> **Supplied records**:
----
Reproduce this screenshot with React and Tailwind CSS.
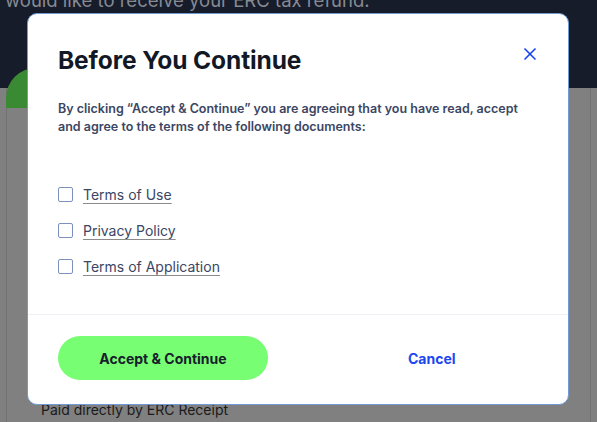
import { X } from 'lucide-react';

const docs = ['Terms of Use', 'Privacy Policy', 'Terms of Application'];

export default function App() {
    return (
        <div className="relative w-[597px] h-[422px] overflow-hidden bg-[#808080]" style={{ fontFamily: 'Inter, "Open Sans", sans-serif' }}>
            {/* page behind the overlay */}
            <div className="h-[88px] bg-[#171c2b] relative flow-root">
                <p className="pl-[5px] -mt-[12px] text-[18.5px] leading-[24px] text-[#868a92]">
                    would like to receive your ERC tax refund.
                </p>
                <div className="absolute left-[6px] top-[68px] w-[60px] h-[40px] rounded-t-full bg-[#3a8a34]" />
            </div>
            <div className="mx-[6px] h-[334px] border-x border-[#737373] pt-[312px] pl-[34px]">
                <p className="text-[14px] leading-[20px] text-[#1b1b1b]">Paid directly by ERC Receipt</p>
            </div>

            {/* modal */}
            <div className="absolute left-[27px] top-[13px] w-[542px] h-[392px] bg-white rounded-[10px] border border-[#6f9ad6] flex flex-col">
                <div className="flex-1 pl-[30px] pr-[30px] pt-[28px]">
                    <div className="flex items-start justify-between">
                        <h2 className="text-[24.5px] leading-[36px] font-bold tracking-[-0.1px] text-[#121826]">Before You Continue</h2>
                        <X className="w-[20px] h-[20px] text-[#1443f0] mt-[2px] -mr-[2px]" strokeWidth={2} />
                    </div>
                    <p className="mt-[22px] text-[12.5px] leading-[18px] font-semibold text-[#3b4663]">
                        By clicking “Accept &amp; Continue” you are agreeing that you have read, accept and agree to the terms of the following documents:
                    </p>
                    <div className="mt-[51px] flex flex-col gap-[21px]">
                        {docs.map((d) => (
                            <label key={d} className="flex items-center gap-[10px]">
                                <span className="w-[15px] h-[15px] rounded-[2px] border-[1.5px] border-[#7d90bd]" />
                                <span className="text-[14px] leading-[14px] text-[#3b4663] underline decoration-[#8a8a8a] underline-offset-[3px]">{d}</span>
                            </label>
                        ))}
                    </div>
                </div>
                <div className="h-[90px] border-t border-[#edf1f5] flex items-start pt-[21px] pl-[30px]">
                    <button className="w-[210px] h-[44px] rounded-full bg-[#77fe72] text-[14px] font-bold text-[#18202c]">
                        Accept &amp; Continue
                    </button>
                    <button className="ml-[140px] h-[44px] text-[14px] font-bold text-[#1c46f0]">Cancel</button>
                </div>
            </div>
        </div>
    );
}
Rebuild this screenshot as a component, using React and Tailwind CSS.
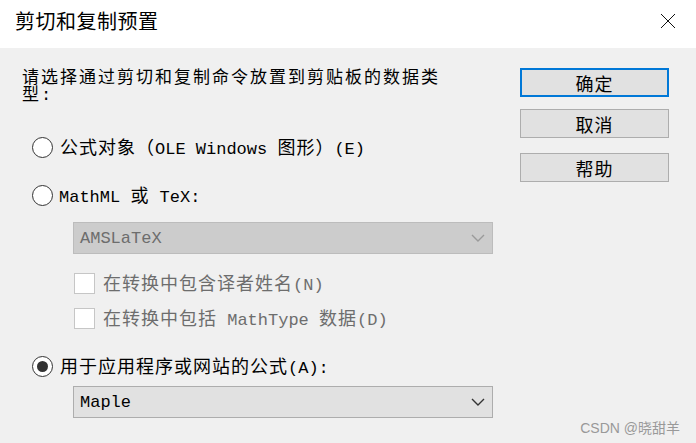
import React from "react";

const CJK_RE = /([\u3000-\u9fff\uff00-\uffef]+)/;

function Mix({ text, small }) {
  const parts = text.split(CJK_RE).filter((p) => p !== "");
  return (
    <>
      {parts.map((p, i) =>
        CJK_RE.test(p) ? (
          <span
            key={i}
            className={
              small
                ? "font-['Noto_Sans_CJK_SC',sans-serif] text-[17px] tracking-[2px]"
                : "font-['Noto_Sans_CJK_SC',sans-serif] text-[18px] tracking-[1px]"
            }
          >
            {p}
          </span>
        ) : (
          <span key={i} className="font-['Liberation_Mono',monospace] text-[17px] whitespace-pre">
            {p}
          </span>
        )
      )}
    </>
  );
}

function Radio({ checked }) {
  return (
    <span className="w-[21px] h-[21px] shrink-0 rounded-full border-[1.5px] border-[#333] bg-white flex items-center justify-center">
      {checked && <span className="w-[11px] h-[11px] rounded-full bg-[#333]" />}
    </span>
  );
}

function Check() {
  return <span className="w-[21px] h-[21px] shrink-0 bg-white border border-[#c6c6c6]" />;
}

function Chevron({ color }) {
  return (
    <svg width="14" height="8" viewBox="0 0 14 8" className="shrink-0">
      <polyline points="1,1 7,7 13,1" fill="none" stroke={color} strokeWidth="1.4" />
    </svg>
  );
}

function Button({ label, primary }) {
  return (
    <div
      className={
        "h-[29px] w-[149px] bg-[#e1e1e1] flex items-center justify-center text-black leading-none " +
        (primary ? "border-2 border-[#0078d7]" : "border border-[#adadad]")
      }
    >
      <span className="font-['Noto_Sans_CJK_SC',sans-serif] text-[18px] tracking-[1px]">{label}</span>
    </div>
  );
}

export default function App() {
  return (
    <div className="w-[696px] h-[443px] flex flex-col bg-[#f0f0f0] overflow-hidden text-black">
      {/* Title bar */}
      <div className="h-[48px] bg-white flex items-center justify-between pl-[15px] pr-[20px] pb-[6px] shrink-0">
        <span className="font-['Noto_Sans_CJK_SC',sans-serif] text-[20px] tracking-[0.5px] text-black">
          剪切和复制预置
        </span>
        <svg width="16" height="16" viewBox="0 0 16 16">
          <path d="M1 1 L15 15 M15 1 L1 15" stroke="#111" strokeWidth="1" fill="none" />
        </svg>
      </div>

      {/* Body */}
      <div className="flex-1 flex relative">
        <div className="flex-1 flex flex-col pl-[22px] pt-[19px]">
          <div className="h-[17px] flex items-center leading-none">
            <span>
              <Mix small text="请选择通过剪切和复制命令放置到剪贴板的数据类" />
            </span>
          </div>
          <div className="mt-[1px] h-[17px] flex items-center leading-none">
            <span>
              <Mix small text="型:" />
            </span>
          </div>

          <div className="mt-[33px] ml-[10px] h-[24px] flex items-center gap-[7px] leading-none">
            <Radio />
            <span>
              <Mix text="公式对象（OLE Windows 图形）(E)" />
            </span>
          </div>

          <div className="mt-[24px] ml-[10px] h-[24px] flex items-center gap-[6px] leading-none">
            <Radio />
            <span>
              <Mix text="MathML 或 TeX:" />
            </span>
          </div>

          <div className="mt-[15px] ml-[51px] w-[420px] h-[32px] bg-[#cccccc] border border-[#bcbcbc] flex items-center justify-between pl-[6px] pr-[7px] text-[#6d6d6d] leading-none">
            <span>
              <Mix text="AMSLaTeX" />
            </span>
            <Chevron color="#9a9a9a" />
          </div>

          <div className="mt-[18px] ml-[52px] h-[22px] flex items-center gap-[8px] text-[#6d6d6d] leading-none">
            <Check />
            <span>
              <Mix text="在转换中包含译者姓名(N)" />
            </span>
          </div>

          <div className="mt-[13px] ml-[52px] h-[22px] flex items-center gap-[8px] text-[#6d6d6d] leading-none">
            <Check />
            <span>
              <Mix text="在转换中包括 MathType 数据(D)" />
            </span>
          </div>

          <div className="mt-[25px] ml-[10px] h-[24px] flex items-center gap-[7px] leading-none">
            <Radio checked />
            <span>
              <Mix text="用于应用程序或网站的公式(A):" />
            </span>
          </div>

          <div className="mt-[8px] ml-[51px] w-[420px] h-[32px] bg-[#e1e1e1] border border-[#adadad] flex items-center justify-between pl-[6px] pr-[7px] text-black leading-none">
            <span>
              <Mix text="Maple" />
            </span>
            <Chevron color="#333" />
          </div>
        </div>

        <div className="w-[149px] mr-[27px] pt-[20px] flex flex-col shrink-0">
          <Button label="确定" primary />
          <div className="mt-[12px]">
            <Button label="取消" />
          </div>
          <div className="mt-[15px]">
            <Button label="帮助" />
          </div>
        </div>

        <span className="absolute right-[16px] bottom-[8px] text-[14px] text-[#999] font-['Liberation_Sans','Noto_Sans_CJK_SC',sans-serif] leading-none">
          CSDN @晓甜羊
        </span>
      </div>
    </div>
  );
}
----
> **Task details**:
Write the material out again exactly as it appears, dropping the pictures.

> **Full output**:
Reproduce this screenshot with React and Tailwind CSS.
import { X } from 'lucide-react';

const docs = ['Terms of Use', 'Privacy Policy', 'Terms of Application'];

export default function App() {
    return (
        <div className="relative w-[597px] h-[422px] overflow-hidden bg-[#808080]" style={{ fontFamily: 'Inter, "Open Sans", sans-serif' }}>
            {/* page behind the overlay */}
            <div className="h-[88px] bg-[#171c2b] relative flow-root">
                <p className="pl-[5px] -mt-[12px] text-[18.5px] leading-[24px] text-[#868a92]">
                    would like to receive your ERC tax refund.
                </p>
                <div className="absolute left-[6px] top-[68px] w-[60px] h-[40px] rounded-t-full bg-[#3a8a34]" />
            </div>
            <div className="mx-[6px] h-[334px] border-x border-[#737373] pt-[312px] pl-[34px]">
                <p className="text-[14px] leading-[20px] text-[#1b1b1b]">Paid directly by ERC Receipt</p>
            </div>

            {/* modal */}
            <div className="absolute left-[27px] top-[13px] w-[542px] h-[392px] bg-white rounded-[10px] border border-[#6f9ad6] flex flex-col">
                <div className="flex-1 pl-[30px] pr-[30px] pt-[28px]">
                    <div className="flex items-start justify-between">
                        <h2 className="text-[24.5px] leading-[36px] font-bold tracking-[-0.1px] text-[#121826]">Before You Continue</h2>
                        <X className="w-[20px] h-[20px] text-[#1443f0] mt-[2px] -mr-[2px]" strokeWidth={2} />
                    </div>
                    <p className="mt-[22px] text-[12.5px] leading-[18px] font-semibold text-[#3b4663]">
                        By clicking “Accept &amp; Continue” you are agreeing that you have read, accept and agree to the terms of the following documents:
                    </p>
                    <div className="mt-[51px] flex flex-col gap-[21px]">
                        {docs.map((d) => (
                            <label key={d} className="flex items-center gap-[10px]">
                                <span className="w-[15px] h-[15px] rounded-[2px] border-[1.5px] border-[#7d90bd]" />
                                <span className="text-[14px] leading-[14px] text-[#3b4663] underline decoration-[#8a8a8a] underline-offset-[3px]">{d}</span>
                            </label>
                        ))}
                    </div>
                </div>
                <div className="h-[90px] border-t border-[#edf1f5] flex items-start pt-[21px] pl-[30px]">
                    <button className="w-[210px] h-[44px] rounded-full bg-[#77fe72] text-[14px] font-bold text-[#18202c]">
                        Accept &amp; Continue
                    </button>
                    <button className="ml-[140px] h-[44px] text-[14px] font-bold text-[#1c46f0]">Cancel</button>
                </div>
            </div>
        </div>
    );
}
Rebuild this screenshot as a component, using React and Tailwind CSS.
import React from "react";

const CJK_RE = /([\u3000-\u9fff\uff00-\uffef]+)/;

function Mix({ text, small }) {
  const parts = text.split(CJK_RE).filter((p) => p !== "");
  return (
    <>
      {parts.map((p, i) =>
        CJK_RE.test(p) ? (
          <span
            key={i}
            className={
              small
                ? "font-['Noto_Sans_CJK_SC',sans-serif] text-[17px] tracking-[2px]"
                : "font-['Noto_Sans_CJK_SC',sans-serif] text-[18px] tracking-[1px]"
            }
          >
            {p}
          </span>
        ) : (
          <span key={i} className="font-['Liberation_Mono',monospace] text-[17px] whitespace-pre">
            {p}
          </span>
        )
      )}
    </>
  );
}

function Radio({ checked }) {
  return (
    <span className="w-[21px] h-[21px] shrink-0 rounded-full border-[1.5px] border-[#333] bg-white flex items-center justify-center">
      {checked && <span className="w-[11px] h-[11px] rounded-full bg-[#333]" />}
    </span>
  );
}

function Check() {
  return <span className="w-[21px] h-[21px] shrink-0 bg-white border border-[#c6c6c6]" />;
}

function Chevron({ color }) {
  return (
    <svg width="14" height="8" viewBox="0 0 14 8" className="shrink-0">
      <polyline points="1,1 7,7 13,1" fill="none" stroke={color} strokeWidth="1.4" />
    </svg>
  );
}

function Button({ label, primary }) {
  return (
    <div
      className={
        "h-[29px] w-[149px] bg-[#e1e1e1] flex items-center justify-center text-black leading-none " +
        (primary ? "border-2 border-[#0078d7]" : "border border-[#adadad]")
      }
    >
      <span className="font-['Noto_Sans_CJK_SC',sans-serif] text-[18px] tracking-[1px]">{label}</span>
    </div>
  );
}

export default function App() {
  return (
    <div className="w-[696px] h-[443px] flex flex-col bg-[#f0f0f0] overflow-hidden text-black">
      {/* Title bar */}
      <div className="h-[48px] bg-white flex items-center justify-between pl-[15px] pr-[20px] pb-[6px] shrink-0">
        <span className="font-['Noto_Sans_CJK_SC',sans-serif] text-[20px] tracking-[0.5px] text-black">
          剪切和复制预置
        </span>
        <svg width="16" height="16" viewBox="0 0 16 16">
          <path d="M1 1 L15 15 M15 1 L1 15" stroke="#111" strokeWidth="1" fill="none" />
        </svg>
      </div>

      {/* Body */}
      <div className="flex-1 flex relative">
        <div className="flex-1 flex flex-col pl-[22px] pt-[19px]">
          <div className="h-[17px] flex items-center leading-none">
            <span>
              <Mix small text="请选择通过剪切和复制命令放置到剪贴板的数据类" />
            </span>
          </div>
          <div className="mt-[1px] h-[17px] flex items-center leading-none">
            <span>
              <Mix small text="型:" />
            </span>
          </div>

          <div className="mt-[33px] ml-[10px] h-[24px] flex items-center gap-[7px] leading-none">
            <Radio />
            <span>
              <Mix text="公式对象（OLE Windows 图形）(E)" />
            </span>
          </div>

          <div className="mt-[24px] ml-[10px] h-[24px] flex items-center gap-[6px] leading-none">
            <Radio />
            <span>
              <Mix text="MathML 或 TeX:" />
            </span>
          </div>

          <div className="mt-[15px] ml-[51px] w-[420px] h-[32px] bg-[#cccccc] border border-[#bcbcbc] flex items-center justify-between pl-[6px] pr-[7px] text-[#6d6d6d] leading-none">
            <span>
              <Mix text="AMSLaTeX" />
            </span>
            <Chevron color="#9a9a9a" />
          </div>

          <div className="mt-[18px] ml-[52px] h-[22px] flex items-center gap-[8px] text-[#6d6d6d] leading-none">
            <Check />
            <span>
              <Mix text="在转换中包含译者姓名(N)" />
            </span>
          </div>

          <div className="mt-[13px] ml-[52px] h-[22px] flex items-center gap-[8px] text-[#6d6d6d] leading-none">
            <Check />
            <span>
              <Mix text="在转换中包括 MathType 数据(D)" />
            </span>
          </div>

          <div className="mt-[25px] ml-[10px] h-[24px] flex items-center gap-[7px] leading-none">
            <Radio checked />
            <span>
              <Mix text="用于应用程序或网站的公式(A):" />
            </span>
          </div>

          <div className="mt-[8px] ml-[51px] w-[420px] h-[32px] bg-[#e1e1e1] border border-[#adadad] flex items-center justify-between pl-[6px] pr-[7px] text-black leading-none">
            <span>
              <Mix text="Maple" />
            </span>
            <Chevron color="#333" />
          </div>
        </div>

        <div className="w-[149px] mr-[27px] pt-[20px] flex flex-col shrink-0">
          <Button label="确定" primary />
          <div className="mt-[12px]">
            <Button label="取消" />
          </div>
          <div className="mt-[15px]">
            <Button label="帮助" />
          </div>
        </div>

        <span className="absolute right-[16px] bottom-[8px] text-[14px] text-[#999] font-['Liberation_Sans','Noto_Sans_CJK_SC',sans-serif] leading-none">
          CSDN @晓甜羊
        </span>
      </div>
    </div>
  );
}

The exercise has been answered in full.